Saturday, June 14, 2008
Baked pandan chicken
Ingredients:
6 small chicken drumsticks, skins removed
6 small chicken thighs, skins removed
(about 1 kg altogether)
Grind the following in a bowl:
1 piece of ginger, about 5 cm, skinned
2 pips garlic, cleaned
8 shallots, skinned
1 chilli, deseeded
Then add the following to the ground mixture:
1/2 teaspoon tumeric
3 heaped tablespoons coconut milk powder or 200 ml very thick coconut milk
little salt
12 pandan leaves
Marinade the chicken with the ground mixture for half an hour.
Then wrap each piece of chicken in 1 pandan leaf. Oil an oven proof dish and place the pieces of pandan-wrapped chicken side-by-side in the dish.
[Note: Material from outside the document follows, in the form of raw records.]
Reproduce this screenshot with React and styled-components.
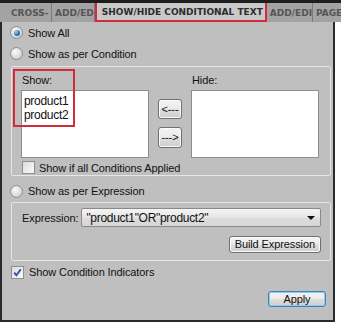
import React from 'react';
import styled, { createGlobalStyle, css } from 'styled-components';

const GlobalStyle = createGlobalStyle`
  html, body {
    margin: 0;
    padding: 0;
    background: #ffffff;
  }
  body {
    font-family: "Liberation Sans", Arial, sans-serif;
    font-size: 11px;
    letter-spacing: -0.1px;
    color: #111;
  }
`;

const Frame = styled.div`
  width: 341px;
  height: 325px;
  display: flex;
  flex-direction: column;
`;

// Tab strip
const TabBar = styled.div`
  display: flex;
  height: 19px;
  border-top: 3px solid #1e1e1e;
  background: #a3a3a3;
  overflow: hidden;
`;

const Tab = styled.div`
  flex: 0 0 ${ ({ width }) => width }px;
  box-sizing: border-box;
  height: 19px;
  padding-left: ${ ({ pad }) => pad }px;
  display: flex;
  align-items: center;
  white-space: nowrap;
  font-family: "DejaVu Sans", Verdana, sans-serif;
  font-weight: bold;
  font-size: 9px;
  letter-spacing: 0;
  color: #555;
  border-right: 1px solid #7a7a7a;
  ${ ({ active }) => active && css`
    background: #c9c9c9;
    color: #2c2c2c;
    border: 2px solid #d42a3a;
    margin-top: -2px;
    height: 21px;
  ` }
`;

const Body = styled.div`
  width: 335px;
  height: 300px;
  box-sizing: border-box;
  background: #bfbfbf;
  border: 2px solid #2a2a2a;
  border-top: none;
  padding: 0 6px 0 7px;
  display: flex;
  flex-direction: column;
`;

const OptionRow = styled.label`
  box-sizing: border-box;
  display: flex;
  align-items: center;
  gap: 5px;
  height: ${ ({ h }) => h || 21 }px;
  padding-top: ${ ({ pt }) => pt || 0 }px;
  padding-left: ${ ({ indent }) => indent || 1 }px;
  white-space: nowrap;
`;

const Radio = styled.span`
  width: 11px;
  height: 11px;
  border-radius: 50%;
  border: 1px solid #8b8d8f;
  background: radial-gradient(circle at 40% 35%, #fbfbfb, #d4d4d4 70%);
  display: flex;
  align-items: center;
  justify-content: center;
  &::after {
    content: '';
    display: ${ ({ checked }) => (checked ? 'block' : 'none') };
    width: 6px;
    height: 6px;
    border-radius: 50%;
    background: radial-gradient(circle at 35% 30%, #9fd2f3, #2b6ea3 60%, #1c4a74);
  }
`;

const Box = styled.span`
  width: 11px;
  height: 11px;
  border: 1px solid #8e8f8f;
  background: linear-gradient(135deg, #dcdcdc, #fafafa);
  display: flex;
  align-items: center;
  justify-content: center;
`;

const Group = styled.div`
  position: relative;
  box-sizing: border-box;
  width: 320px;
  height: ${ ({ h }) => h }px;
  margin-left: 2px;
  margin-top: ${ ({ mt }) => mt || 0 }px;
  border: 1px solid #e6e6e6;
  border-radius: 2px;
  padding: ${ ({ pad }) => pad };
`;

const ListGrid = styled.div`
  display: grid;
  grid-template-columns: 128px 24px 128px;
  column-gap: 9px;
  grid-template-rows: 17px 68px;
`;

const FieldLabel = styled.div`
  align-self: start;
  line-height: 14px;
  padding-left: 1px;
`;

const ListBox = styled.div`
  box-sizing: border-box;
  background: #fff;
  border: 1px solid #8c8c8c;
  padding: 3px 2px;
  line-height: 14px;
  font-size: 12px;
  letter-spacing: -0.3px;
`;

const ArrowCol = styled.div`
  display: flex;
  flex-direction: column;
  gap: 8px;
  padding-top: 9px;
`;

const Btn = styled.button`
  box-sizing: border-box;
  height: ${ ({ h }) => h || 20 }px;
  width: ${ ({ w }) => (w ? `${ w }px` : 'auto') };
  padding: 0 ${ ({ px }) => (px === undefined ? 4 : px) }px;
  white-space: nowrap;
  font-family: "Liberation Sans", Arial, sans-serif;
  font-size: 11px;
  letter-spacing: -0.1px;
  color: #111;
  border: 1px solid ${ ({ primary }) => (primary ? '#3b82b6' : '#707070') };
  border-radius: 3px;
  background: linear-gradient(#f3f3f3 0%, #ebebeb 48%, #dddddd 52%, #cfcfcf 100%);
  box-shadow: inset 0 0 0 1px ${ ({ primary }) => (primary ? '#8fcdf0' : '#fbfbfb') };
  line-height: 1;
`;

const CheckRow = styled.label`
  display: flex;
  align-items: center;
  gap: 4px;
  height: 17px;
  margin-top: 1px;
  padding-left: 1px;
  white-space: nowrap;
`;

const ExprRow = styled.div`
  display: flex;
  align-items: center;
  gap: 3px;
  height: 19px;
`;

const Combo = styled.div`
  box-sizing: border-box;
  width: 242px;
  height: 19px;
  border: 1px solid #8a8a8a;
  border-radius: 2px;
  background: linear-gradient(#f4f4f4, #e6e6e6 50%, #dcdcdc 51%, #d6d6d6);
  display: flex;
  align-items: center;
  justify-content: space-between;
  padding: 0 5px 0 4px;
  font-size: 12px;
  letter-spacing: -0.3px;
`;

const Caret = styled.span`
  width: 0;
  height: 0;
  border-left: 4px solid transparent;
  border-right: 4px solid transparent;
  border-top: 4px solid #111;
`;

const RightAlign = styled.div`
  display: flex;
  justify-content: flex-end;
  margin-top: ${ ({ mt }) => mt }px;
  padding-right: ${ ({ pr }) => pr || 0 }px;
`;

const Annotation = styled.div`
  position: absolute;
  left: 1px;
  top: 2px;
  width: 62px;
  height: 58px;
  box-sizing: border-box;
  border: 2px solid #d42a3a;
  pointer-events: none;
`;

const Check = () => (
  <svg width="9" height="9" viewBox="0 0 9 9">
    <path d="M1.2 4.6 L3.4 7.2 L7.8 1.2" fill="none" stroke="#2a4f9c" strokeWidth="1.8" />
  </svg>
);

const tabs = [
  { label: 'CROSS-', width: 52, pad: 11 },
  { label: 'ADD/ED', width: 42, pad: 3 },
  { label: 'SHOW/HIDE CONDITIONAL TEXT', width: 172, pad: 5, active: true },
  { label: 'ADD/EDI', width: 43, pad: 3 },
  { label: 'PAGE', width: 40, pad: 3 }
];

const App = () => (
  <Frame>
    <GlobalStyle />
    <TabBar>
      { tabs.map((t, i) => (
        <Tab key={ i } width={ t.width } pad={ t.pad } active={ t.active }>{ t.label }</Tab>
      )) }
    </TabBar>
    <Body>
      <OptionRow><Radio checked />Show All</OptionRow>
      <OptionRow><Radio />Show as per Condition</OptionRow>
      <Group h={ 110 } mt={ 2 } pad="6px 0 0 9px">
        <Annotation />
        <ListGrid>
          <FieldLabel>Show:</FieldLabel>
          <span />
          <FieldLabel>Hide:</FieldLabel>
          <ListBox>
            <div>product1</div>
            <div>product2</div>
          </ListBox>
          <ArrowCol>
            <Btn w={ 24 } h={ 20 } px={ 0 }>&lt;---</Btn>
            <Btn w={ 24 } h={ 21 } px={ 0 }>---&gt;</Btn>
          </ArrowCol>
          <ListBox />
        </ListGrid>
        <CheckRow><Box />Show if all Conditions Applied</CheckRow>
      </Group>
      <OptionRow h={ 26 } pt={ 4 }><Radio />Show as per Expression</OptionRow>
      <Group h={ 59 } pad="5px 9px 0 10px">
        <ExprRow>
          <span>Expression:</span>
          <Combo>
            <span>"product1"OR"product2"</span>
            <Caret />
          </Combo>
        </ExprRow>
        <RightAlign mt={ 9 }>
          <Btn h={ 17 } px={ 5 }>Build Expression</Btn>
        </RightAlign>
      </Group>
      <OptionRow h={ 22 } indent={ 2 }><Box><Check /></Box>Show Condition Indicators</OptionRow>
      <RightAlign mt={ 8 } pr={ 1 }>
        <Btn primary w={ 58 } h={ 16 }>Apply</Btn>
      </RightAlign>
    </Body>
  </Frame>
);

export default App;
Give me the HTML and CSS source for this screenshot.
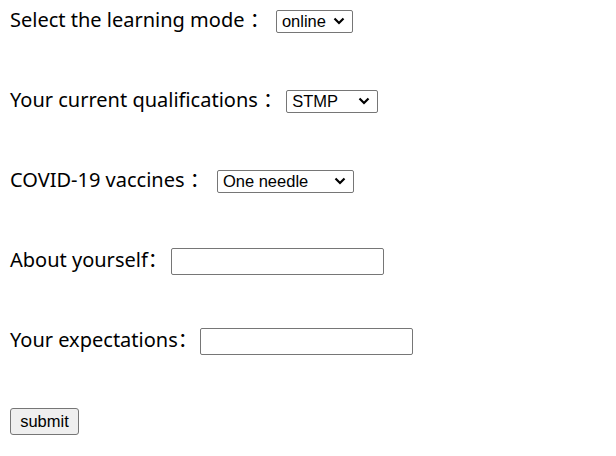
FILE: index.html
```html
<!DOCTYPE html>
<html>
<head>
<meta charset="utf-8">
<link rel="stylesheet" href="styles.css">
</head>
<body>
<form class="form">
  <div class="row"><span class="label">Select the learning mode ： </span><select class="sel sel-mode"><option>online</option><option>offline</option></select></div>
  <div class="row"><span class="label">Your current qualifications ： </span><select class="sel sel-qual"><option>STMP</option><option>Bachelor</option></select></div>
  <div class="row"><span class="label">COVID-19 vaccines ： </span><select class="sel sel-vac"><option>One needle</option><option>Two needles</option></select></div>
  <div class="row"><span class="label">About yourself： </span><input class="txt txt-about" type="text"></div>
  <div class="row"><span class="label">Your expectations： </span><input class="txt txt-expect" type="text"></div>
  <div class="row"><button class="btn" type="button">submit</button></div>
</form>
</body>
</html>
```

FILE: styles.css
```css
html, body {
  margin: 0;
  padding: 0;
  background: #fff;
}
body {
  padding: 0 10px;
  font-family: "Noto Sans", "Noto Sans CJK SC", sans-serif;
  font-size: 20px;
  color: #000;
}
.form {
  display: flex;
  flex-direction: column;
  gap: 38px;
}
.row {
  height: 42px;
  display: flex;
  align-items: center;
  white-space: pre;
}
.label {
  margin-bottom: 5px;
}
.sel {
  -webkit-appearance: none;
  appearance: none;
  box-sizing: border-box;
  height: 23px;
  margin: 0;
  padding: 0 0 0 5px;
  border: 1px solid #767676;
  border-radius: 2px;
  background-color: #fff;
  background-image: url("data:image/svg+xml;utf8,<svg xmlns='http://www.w3.org/2000/svg' width='12' height='8' viewBox='0 0 12 8'><path d='M1.5 1.5 L6 6 L10.5 1.5' fill='none' stroke='black' stroke-width='2.2'/></svg>");
  background-repeat: no-repeat;
  background-position: right 7px center;
  font-family: "Liberation Sans", Arial, sans-serif;
  font-size: 16.5px;
  color: #000;
}
.sel-mode { width: 77px; margin-left: 1px; }
.sel-qual { width: 92px; margin-left: -2px; }
.sel-vac { width: 137px; margin-left: 2px; }
.txt {
  box-sizing: border-box;
  width: 213px;
  height: 27px;
  margin: 0;
  border: 1px solid #767676;
  border-radius: 2px;
  padding: 1px 3px;
  font-family: "Liberation Sans", Arial, sans-serif;
  font-size: 16.5px;
}
.txt-about { margin-left: -2px; }
.txt-expect { margin-left: -3px; }
.btn {
  box-sizing: border-box;
  width: 69px;
  height: 27px;
  margin: 0;
  padding: 0;
  border: 1px solid #767676;
  border-radius: 3px;
  background: #efefef;
  font-family: "Liberation Sans", Arial, sans-serif;
  font-size: 16.5px;
  color: #000;
}
```
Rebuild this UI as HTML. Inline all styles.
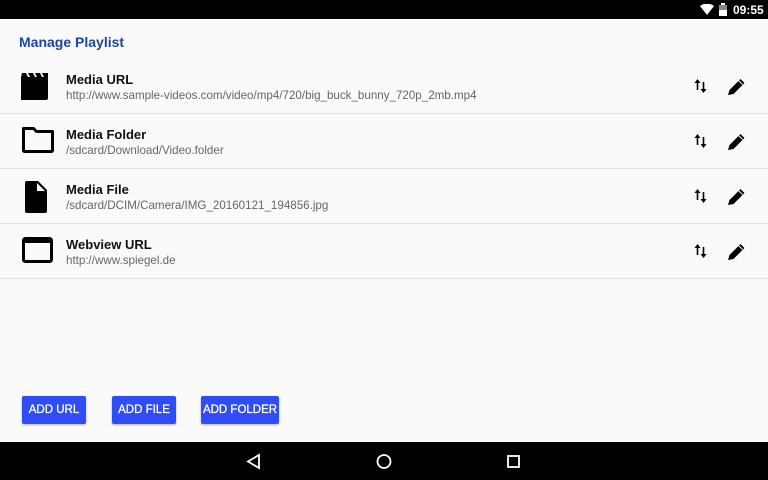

Pour the remaining marinade on top of the chicken pieces.
Alternatively, because it takes some skill to wrap the chicken in pandan leaves, just line the bottom and sides of the ovenproof dish with the pandan leaves. Place the chicken pieces on top of the leaves and place more pieces of leaves between the pieces of meat. Pour the remaining marinade over the chicken.
Bake at 175 deg.C for 1 hour, after which the chicken should be cooked and the marinade is a thick delicious gravy.
This goes well with white or brown rice.